La pregunta hoy, entonces, es por qué, dos siglos después de que Sarmiento viera a la organización de la vida en el hotel como el devenir lógico de la reproducción social en el capitalismo, esa predicción falló tan estrepitosamente y la vida se organizó en hogares familiares cada vez más pequeños. Una respuesta posible la da el propio Sarmiento: al mismo tiempo que en Estados Unidos se construyen los primeros grandes hoteles, también se generalizan las casas familiares que aspiran a satisfacer todas las comodidades. A pesar de su pequeña escala, menos eficiente, tienen la ventaja de fomentar una industria potencialmente infinita de útiles y aparatos para la comodidad hogareña, que florece en Estados Unidos como en ningún otro lugar. Otra razón se puede adivinar cuando Sarmiento menciona «la actividad i destreza de cincuenta o de cien domésticos», evidentemente asalariados, que se encargan de brindar los servicios y mantener el orden en el hotel, y más aún, cuando describe que entre los huéspedes hay mujeres asalariadas, desde hilanderas hasta maestras, a quienes las normas de convivencia brindan ciertas garantías contra abusos y malos tratos. El hogar familiar, a diferencia del hotel, tiene la ventaja, para el capital, de mantenerse en base al trabajo impago de las amas de casa.
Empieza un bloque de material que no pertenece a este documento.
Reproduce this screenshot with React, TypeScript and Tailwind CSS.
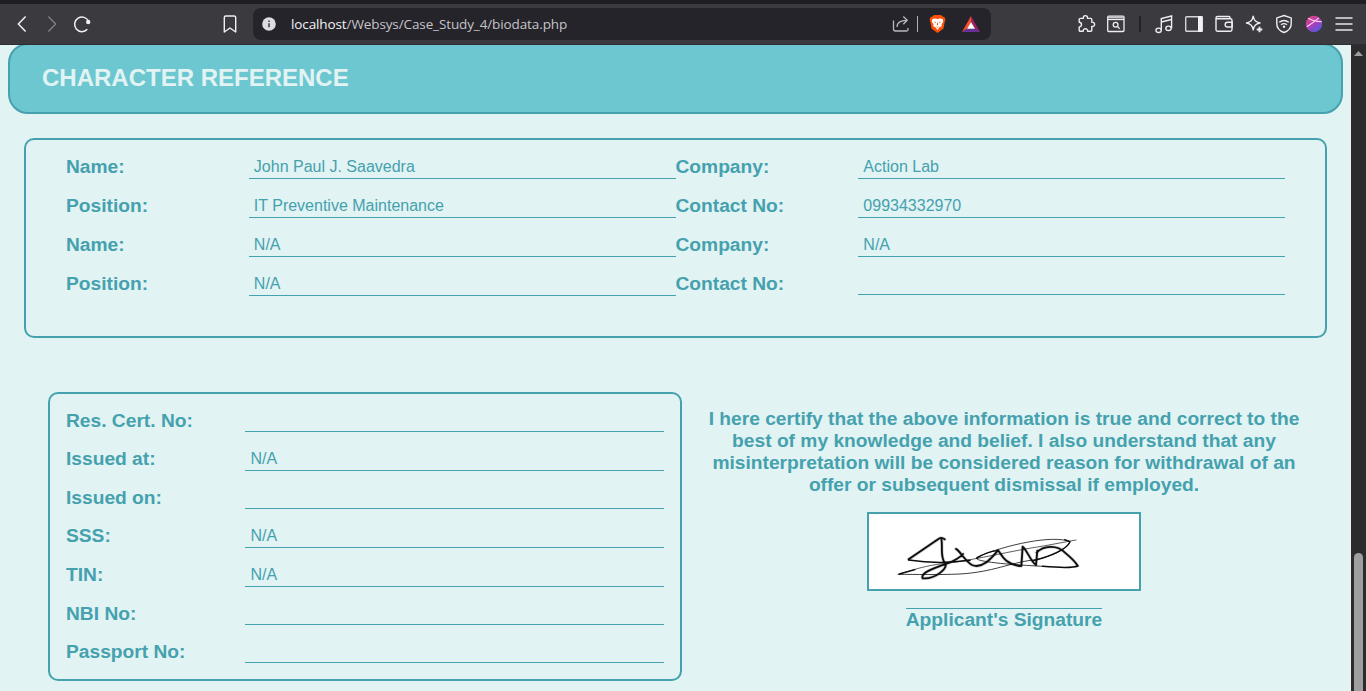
import React from "react";

function Toolbar() {
  return (
    <header className="h-[45px] w-full bg-[#3b3a3f] border-t-4 border-[#1f1e23] shrink-0">
      <div className="h-[41px] flex items-center border-b border-[#2f2e33] pb-px pl-[13px] pr-[12px] [&>*]:shrink-0">
        <svg width="20" height="20" viewBox="0 0 20 20" fill="none" stroke="#f0eff4" strokeWidth="1.5">
          <path d="M12.6 2.5 5.4 10l7.2 7.5" />
        </svg>
        <svg className="ml-[9px]" width="20" height="20" viewBox="0 0 20 20" fill="none" stroke="#807f85" strokeWidth="1.4">
          <path d="M6.4 2.5 13.6 10l-7.2 7.5" />
        </svg>
        <svg className="ml-[10px]" width="20" height="20" viewBox="0 0 20 20" fill="none" stroke="#f0eff4" strokeWidth="1.5">
          <path d="M15.3 15.3A7.3 7.3 0 1 1 16.6 7.4" />
          <circle cx="16.2" cy="8" r="2.2" fill="#f0eff4" stroke="none" />
        </svg>
        <svg className="ml-[128px]" width="20" height="20" viewBox="0 0 20 20" fill="none" stroke="#f0eff4" strokeWidth="1.4" strokeLinejoin="round">
          <path d="M5.8 2h8.4a1.5 1.5 0 0 1 1.5 1.5V18L10 14 4.3 18V3.500A1.500 1.500 0 0 1 5.800 2Z" />
        </svg>
        <div className="ml-[13px] h-8 w-[738px] rounded-lg bg-[#25242a] flex items-center pl-[9px] [&>*]:shrink-0">
          <svg width="14" height="14" viewBox="0 0 14 14">
            <circle cx="7" cy="7" r="6.8" fill="#dddce2" />
            <path d="M7 6.200V10.300M7 3.500V5" stroke="#3b3a40" strokeWidth="1.500" />
          </svg>
          <div className="ml-[15px] w-[590px] whitespace-nowrap text-[13.5px] leading-5 font-['Open_Sans',sans-serif] tracking-[-0.11px] text-[#c4c3c9]">
            <span className="text-[#f3f2f7]">localhost</span>/Websys/Case_Study_4/biodata.php
          </div>
          <svg className="ml-[11px]" width="18" height="18" viewBox="0 0 18 18" fill="none" stroke="#b9b8be" strokeWidth="1.300">
            <path d="M1.500 5.500V14a2 2 0 0 0 2 2h11a1.500 1.500 0 0 0 1.500-1.500V13" />
            <path d="M5 12C5 7.500 8 5.300 15 5.300M11.300 1.500 15.200 5.300 11.300 9.200" />
          </svg>
          <div className="ml-[7px] h-4 w-px bg-[#b2b1b7]" />
          <svg className="ml-[11px]" width="17" height="18" viewBox="0 0 17 18">
            <path d="M5 0h7l1.500 1.500L15.500 2l1 3-.7 1.500-1.300 7L8.500 18 2.500 13.500l-1.300-7L.5 5l1-3 2-.5Z" fill="#fb5008" />
            <path d="M3.400 4 6 3.400 8.500 4 11 3.400 13.600 4 14.300 6.500 12.500 9.500 12.700 11.300 10.500 12.300 8.500 15 6.500 12.300 4.300 11.300 4.500 9.500 2.700 6.500Z" fill="#fff" />
            <path d="M4.800 6.500 7 7.100 6.600 8ZM12.200 6.500 10 7.100l.4.900ZM8.200 7.500h.6l.3 2.300-.6.700-.6-.7ZM6.500 11.300l2 .6 2-.6-2 1.500Z" fill="#fb5008" />
          </svg>
          <svg className="ml-[16px]" width="18" height="16" viewBox="0 0 18 16">
            <path d="M9 0 0 16l5-3 4-7Z" fill="#ff4a24" />
            <path d="M9 0l9 16-5-3L9 6Z" fill="#9e1f63" />
            <path d="M0 16h18l-5-3.500H5Z" fill="#663298" />
            <path d="M9 6 5 12.800h8Z" fill="#fff" />
          </svg>
        </div>

        <svg className="ml-[85px]" width="20" height="20" viewBox="0 0 20 20" fill="none" stroke="#eeedf2" strokeWidth="1.400" strokeLinejoin="round">
          <path d="M4.200 4.400H7.400C7 2.300 8 1.600 9.400 1.600s2.400.7 2 2.800h3.400a1 1 0 0 1 1 1V8.200c1.900-.2 2.800.8 2.800 2.100s-.9 2.300-2.800 2.100v3.800a1 1 0 0 1-1 1H11.600c.1-1.600-.8-2.500-2.200-2.500S7.100 15.600 7.200 17.200H4.200a1 1 0 0 1-1-1V12.900c1.500 0 2.300-.9 2.300-2.300S4.700 8.300 3.200 8.300V5.400a1 1 0 0 1 1-1Z" />
        </svg>
        <svg className="ml-[10px]" width="20" height="20" viewBox="0 0 20 20" fill="none" stroke="#eeedf2" strokeWidth="1.300">
          <rect x="1.700" y="2.200" width="16.300" height="15.300" rx="1" />
          <path d="M2 3.400h16" stroke="#c6c5ca" strokeWidth="1.800" />
          <path d="M2 5.500h16" />
          <circle cx="9.600" cy="10.700" r="2.400" />
          <path d="m11.300 12.400 2.400 2.300" />
        </svg>
        <div className="ml-[13px] h-4 w-[2px] bg-[#222126]" />
        <svg className="ml-[13px]" width="20" height="20" viewBox="0 0 20 20" fill="none" stroke="#eeedf2" strokeWidth="1.400">
          <ellipse cx="4.600" cy="16.300" rx="2.700" ry="2.200" />
          <ellipse cx="14.500" cy="14.300" rx="2.700" ry="2.200" />
          <path d="M7.300 16V4.500L17.600 2v12.300M7.300 8 17.600 5.500" />
        </svg>
        <svg className="ml-[10px]" width="20" height="20" viewBox="0 0 20 20">
          <rect x="1.700" y="2.700" width="16.600" height="14.600" rx="1" fill="none" stroke="#d5d4d9" strokeWidth="1.400" />
          <path d="M14 2h4.500v16H14Z" fill="#f1f0f5" />
        </svg>
        <svg className="ml-[10px]" width="20" height="20" viewBox="0 0 20 20" fill="none" stroke="#eeedf2" strokeWidth="1.400">
          <path d="M18 7V6.300a1.600 1.600 0 0 0-1.600-1.600H2M16 4.500V3.700A1.200 1.200 0 0 0 14.800 2.500H3.500A1.500 1.500 0 0 0 2 4v11.500A1.700 1.700 0 0 0 3.700 17.300H16.300A1.700 1.700 0 0 0 18 15.600V7" />
          <path d="M18.200 8.300H13.500a2.300 2.300 0 0 0 0 4.700h4.700Z" />
        </svg>
        <svg className="ml-[10px]" width="20" height="20" viewBox="0 0 20 20" fill="none" stroke="#eeedf2" strokeWidth="1.400" strokeLinejoin="round">
          <path d="M9.200 2.200c.8 4.300 2.300 5.800 6.800 6.800-4.500 1-6 2.500-6.800 6.800-.8-4.300-2.300-5.800-6.800-6.800 4.500-1 6-2.500 6.800-6.800Z" />
          <path d="M15.500 12.700v5.600M12.700 15.500h5.600" strokeWidth="1.900" />
        </svg>
        <svg className="ml-[10px]" width="20" height="20" viewBox="0 0 20 20" fill="none" stroke="#eeedf2" strokeWidth="1.400">
          <path d="m10 1.500 7.200 2.400v6c0 4-2.700 6.800-7.200 8.600C5.500 16.700 2.800 13.900 2.800 9.900v-6Z" />
          <path d="M5.200 8.300c3-2.300 6.600-2.300 9.600 0M7 10.700c2-1.400 4-1.400 6 0" />
          <circle cx="10" cy="12.800" r="1.200" fill="#eeedf2" stroke="none" />
        </svg>
        <svg className="ml-[10px]" width="20" height="20" viewBox="0 0 20 20">
          <defs>
            <linearGradient id="orb" x1="0" y1="0" x2="0.700" y2="1">
              <stop offset="0" stopColor="#f24872" />
              <stop offset="0.500" stopColor="#b73bb4" />
              <stop offset="1" stopColor="#4f5be0" />
            </linearGradient>
          </defs>
          <circle cx="10" cy="10" r="8.200" fill="url(#orb)" />
          <path d="M4.300 4.300C8 6.500 12 7.600 17.800 7.800M2.800 12.800C7 10 10.500 7.500 14.800 3.800" stroke="#ffd7f3" strokeWidth="1.100" fill="none" />
        </svg>
        <svg className="ml-[10px]" width="20" height="20" viewBox="0 0 20 20" stroke="#e6e5ea" strokeWidth="1.600">
          <path d="M1.500 4h17M1.500 10h17M1.500 16h17" />
        </svg>
      </div>
    </header>
  );
}

type FieldProps = { label: string; value?: string; size: string };

function Field({ label, value, size }: FieldProps) {
  return (
    <div className={`flex items-end ${size}`}>
      <div className={`w-[30%] shrink-0 text-[19.2px] leading-[22px] font-bold ${value ? "pb-px" : "pb-0"}`}>{label}</div>
      <div className="flex-1 border-b border-[#45a1ae] h-[25px] pl-[5px] pt-px text-base leading-[24px]">{value}</div>
    </div>
  );
}

const row39 = "h-[39px]";
const row38 = "h-[38px]";

const references: FieldProps[] = [
  { label: "Name:", value: "John Paul J. Saavedra", size: row39 },
  { label: "Company:", value: "Action Lab", size: row39 },
  { label: "Position:", value: "IT Preventive Maintenance", size: row39 },
  { label: "Contact No:", value: "09934332970", size: row39 },
  { label: "Name:", value: "N/A", size: row39 },
  { label: "Company:", value: "N/A", size: row39 },
  { label: "Position:", value: "N/A", size: row39 },
  { label: "Contact No:", size: row38 },
];

const certificates: FieldProps[] = [
  { label: "Res. Cert. No:", size: row38 },
  { label: "Issued at:", value: "N/A", size: row39 },
  { label: "Issued on:", size: row38 },
  { label: "SSS:", value: "N/A", size: row39 },
  { label: "TIN:", value: "N/A", size: row39 },
  { label: "NBI No:", size: row38 },
  { label: "Passport No:", size: row38 },
];

const penStrokes =
  "M254 118C246 112 240 112 234 118L146 178M244 116C249 140 240 165 253 187M256 188C264 206 226 238 188 235C180 218 222 205 262 190C290 180 302 170 309 162M288 147C298 150 314 182 336 195C365 207 390 180 414 151C424 160 430 192 480 198M484 198L488 140C500 148 512 185 528 195L532 152M530 158C550 136 592 134 615 158C632 172 644 183 653 197";

function Signature() {
  return (
    <svg className="block w-[270px] h-[75px]" viewBox="27 42 810 225" fill="none" stroke="#0c0c0c" strokeLinecap="round" strokeLinejoin="round">
      <path d={penStrokes} strokeWidth="10" strokeOpacity="0.2" />
      <path d={penStrokes} strokeWidth="5.500" />
      <path d="M146 180C210 190 280 188 330 181M653 198C640 204 610 204 548 199" strokeWidth="4.500" />
      <path d="M118 222C180 202 220 193 260 190C370 175 440 155 550 138L648 120" strokeWidth="2" />
      <path d="M114 223C170 223 230 225 300 222C400 216 450 188 520 180C580 169 622 147 630 125C580 104 440 133 350 172C340 181 390 191 550 199" strokeWidth="2.400" />
      <path d="M520 182C570 169 622 147 630 125L614 119M350 175C370 161 395 153 414 151M118 222L165 209" strokeWidth="4" />
    </svg>
  );
}

export default function App() {
  return (
    <div className="w-full h-[691px] flex flex-col overflow-hidden bg-[#e1f3f3] font-['Liberation_Sans',Arial,sans-serif] text-[#45a1ae]">
      <Toolbar />
      <div className="flex flex-1 min-h-0">
        <main className="flex-1 min-w-0 overflow-hidden">
          <div className="-mt-[2px] mx-2 h-[71px] rounded-[20px] border-2 border-[#45a1ae] bg-[#6dc7d0] pl-8 flex items-center">
            <h2 className="text-2xl leading-7 font-bold text-[#e1f3f3] pb-px">CHARACTER REFERENCE</h2>
          </div>

          <section className="mt-6 mx-6 h-[200px] rounded-[10px] border-2 border-[#45a1ae] px-10 grid grid-cols-2 content-start">
            {references.map((f, i) => (
              <Field key={i} {...f} />
            ))}
          </section>

          <div className="mt-[54px] mx-12 flex">
            <section className="w-[634px] shrink-0 h-[289px] rounded-[10px] border-2 border-[#45a1ae] px-4">
              {certificates.map((f, i) => (
                <Field key={i} {...f} />
              ))}
            </section>
            <section className="ml-[14px] w-[616px] shrink-0 flex flex-col items-center pt-[16px] font-bold text-[19.2px] leading-[22px] text-center">
              <p>
                I here certify that the above information is true and correct to the
                <br />
                best of my knowledge and belief. I also understand that any
                <br />
                misinterpretation will be considered reason for withdrawal of an
                <br />
                offer or subsequent dismissal if employed.
              </p>
              <div className="mt-[16px] w-[274px] h-[79px] border-2 border-[#45a1ae] bg-white">
                <Signature />
              </div>
              <p className="mt-[17px] border-t border-[#45a1ae]">Applicant's Signature</p>
            </section>
          </div>
        </main>
        <aside className="w-[15px] shrink-0 bg-[#2c2c2c] flex flex-col items-center">
          <svg className="mt-[6px]" width="9" height="5" viewBox="0 0 9 5">
            <path d="M4.500 0 9 5H0Z" fill="#9f9f9f" />
          </svg>
          <div className="mt-[497px] flex-1 w-[9px] rounded-t-[5px] bg-[#9f9f9f]" />
        </aside>
      </div>
    </div>
  );
}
Lo interesante de la fantasía de Sarmiento, en todo caso, no está en juzgar si sería mejor o peor vivir la vida en los hoteles, que él creyó que serían la base de la organización doméstica. Radica, más bien, en trasladarnos a un momento en el que estaba en juego la transformación completa del sistema social, incluso de las formas más básicas de sociabilidad. Y en recordarnos que, tarde o temprano, habrá un nuevo momento en el que se jueguen tareas semejantes.